Listen to this section of oral argument. Clarence Thomas has “one question” to add. He then proceeds with a series of questions implying that gun rights should not be in question for individuals who are charged with domestic violence misdemeanors where no weapon was involved in the incident. The next questioner is Justice Stephen Breyer following-up on the issue.

If Antonin Scalia could, he would have filled this oral argument with discussion of gun rights. Instead, Clarence Thomas has to bring it up almost as an afterthought.


Dow Chemical was found responsible in a polyurethane price-fixing scandal. Other companies who sued in a class action won over a billion dollars. Dow appealed the decision and lost. At the time of the loss of Scalia, Dow had an appeal pending at the Supreme Court. In reaction to the loss, Dow is settling. According to the  press release:

Dow has agreed to pay the plaintiff class $835 million. This settlement agreement is conditioned on the United States Supreme Court agreeing to hold Dow’s Petition for a Writ of Certiorari in abeyance and the subsequent approval of the class settlement by the United States District Court of Kansas.

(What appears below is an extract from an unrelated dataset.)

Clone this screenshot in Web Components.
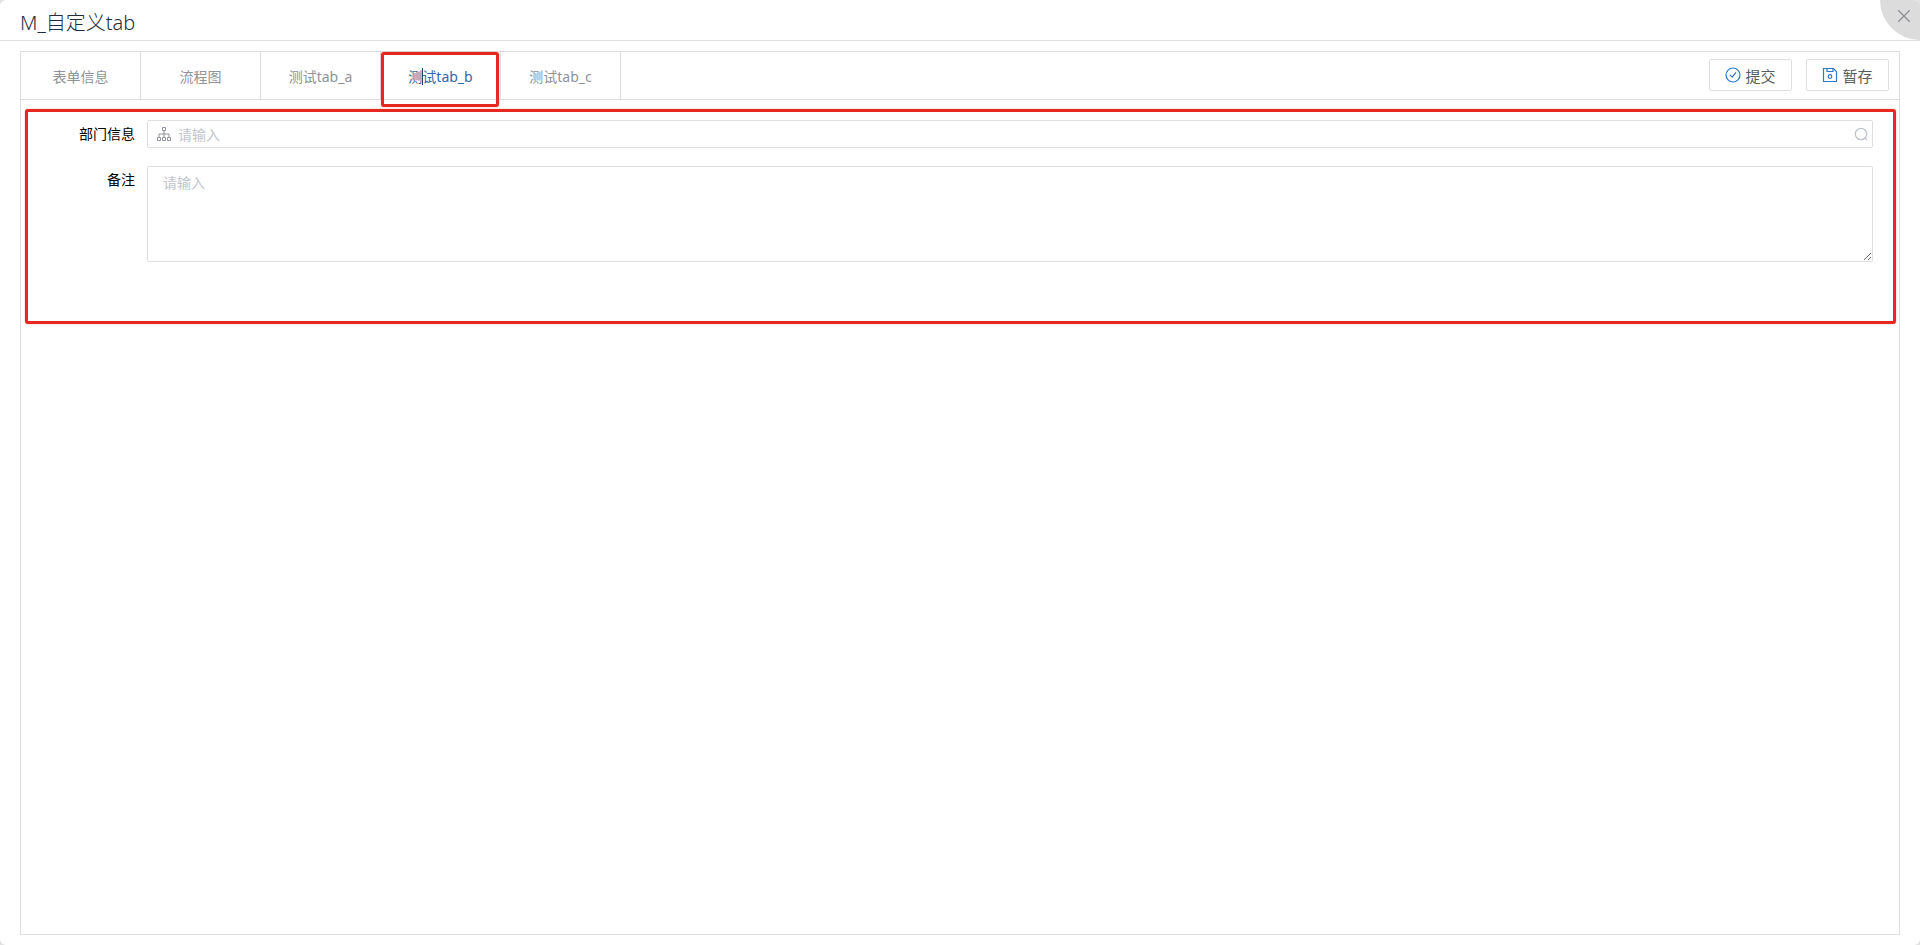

The settlement will resolve the $1.06 billion judgment (and also resolve post-judgment interest and an anticipated award of attorney’s fees) against Dow entered in 2013…

Growing political uncertainties due to recent events within the Supreme Court and increased likelihood for unfavorable outcomes for business involved in class action suits have changed Dow’s risk assessment of the situation. Dow believes this settlement is the right decision for the company and our shareholders.

While Dow is settling this case, it continues to strongly believe that it was not part of any conspiracy and the judgment was fundamentally flawed as a matter of class action law.

Transparently, when Dow Chemical said “the judgment was fundamentally flawed as a matter of class action law,” the company implied that the law was according to Antonin Scalia, who breaks the tie.